WORK REQUIRED: Leaving out every picture, copy the lines of the data exactly, from the first through the line containing "Sans Mono', 'Liberation".

DATA:
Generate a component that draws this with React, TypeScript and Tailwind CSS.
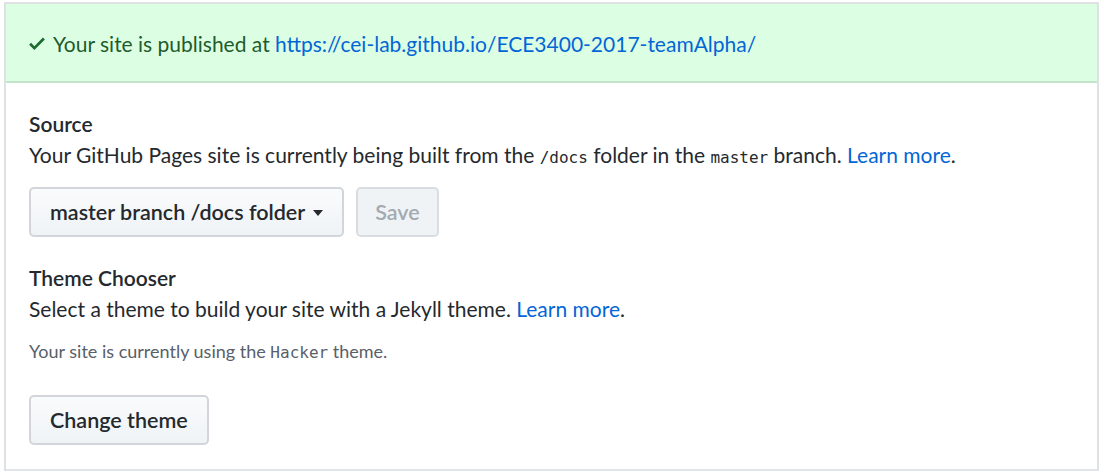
import React from "react";

const sans = { fontFamily: "Lato, 'Noto Sans', 'Liberation Sans', sans-serif" };
const mono = { fontFamily: "'DejaVu Sans Mono', 'Liberation Mono', monospace" };

function CheckIcon() {
  return (
    <svg width="16" height="21" viewBox="0 0 12 16" className="fill-[#1e6b31] shrink-0">
      <path d="M12 5l-8 8-4-4 1.5-1.5L4 10l6.5-6.5L12 5z" />
    </svg>
  );
}

function Button({ children, disabled }: { children: React.ReactNode; disabled?: boolean }) {
  return (
    <button
      className={
        disabled
          ? "h-[50px] px-[17px] rounded-[5px] border-2 border-[#d9dde2] bg-[#eff3f6] text-[#a3aab1] font-semibold text-[21.5px]"
          : "h-[50px] px-[19px] rounded-[5px] border-2 border-[#d2d5d9] bg-gradient-to-b from-[#fafbfc] to-[#eff3f6] text-[#24292e] font-semibold text-[21.5px] flex items-center"
      }
    >
      {children}
    </button>
  );
}

export default function App() {
  return (
    <div className="bg-white w-[1104px] h-[472px] overflow-hidden pt-[2px] pl-[4px]" style={sans}>
      <div className="w-[1095px] border-2 border-[#dfe2e5] border-b-0 text-[21px] text-[#24292e]">
        {/* Published banner */}
        <div className="h-[79px] bg-[#dcffe4] border-b-2 border-[#c5e4cc] flex items-center gap-[8px] px-[23px] pt-[2px]">
          <CheckIcon />
          <span className="text-[#1f5c2c]">
            Your site is published at{" "}
            <a className="text-[#0366d6]">https://cei-lab.github.io/ECE3400-2017-teamAlpha/</a>
          </span>
        </div>

        <div className="px-[23px] pb-[24px] border-b-2 border-[#e1e4e8]">
          {/* Source */}
          <h3 className="mt-[25px] font-semibold leading-[31px]">Source</h3>
          <p className="leading-[31px]">
            Your GitHub Pages site is currently being built from the{" "}
            <code className="text-[16px]" style={mono}>/docs</code> folder in the{" "}
            <code className="text-[16px]" style={mono}>master</code> branch.{" "}
            <a className="text-[#0366d6]">Learn more</a>.
          </p>
          <div className="flex gap-[12px] mt-[14px]">
            <Button>
              master branch /docs folder
              <span className="ml-[8px] mt-[2px] w-0 h-0 border-x-[5px] border-x-transparent border-t-[6px] border-t-[#24292e]" />
            </Button>
            <Button disabled>Save</Button>
          </div>

          {/* Theme chooser */}
          <h3 className="mt-[25px] font-semibold leading-[31px]">Theme Chooser</h3>
          <p className="leading-[31px]">
            Select a theme to build your site with a Jekyll theme. <a className="text-[#0366d6]">Learn more</a>.
          </p>
          <p className="mt-[15px] text-[18px] leading-[24px] text-[#586069]">
            Your site is currently using the{" "}
            <code className="text-[16px]" style={mono}>Hacker</code> theme.
          </p>
          <div className="mt-[30px]">
            <Button>Change theme</Button>
          </div>
        </div>
      </div>
    </div>
  );
}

SOLUTION FOR THIS TASK:
Generate a component that draws this with React, TypeScript and Tailwind CSS.
import React from "react";

const sans = { fontFamily: "Lato, 'Noto Sans', 'Liberation Sans', sans-serif" };
const mono = { fontFamily: "'DejaVu Sans Mono', 'Liberation Mono', monospace" };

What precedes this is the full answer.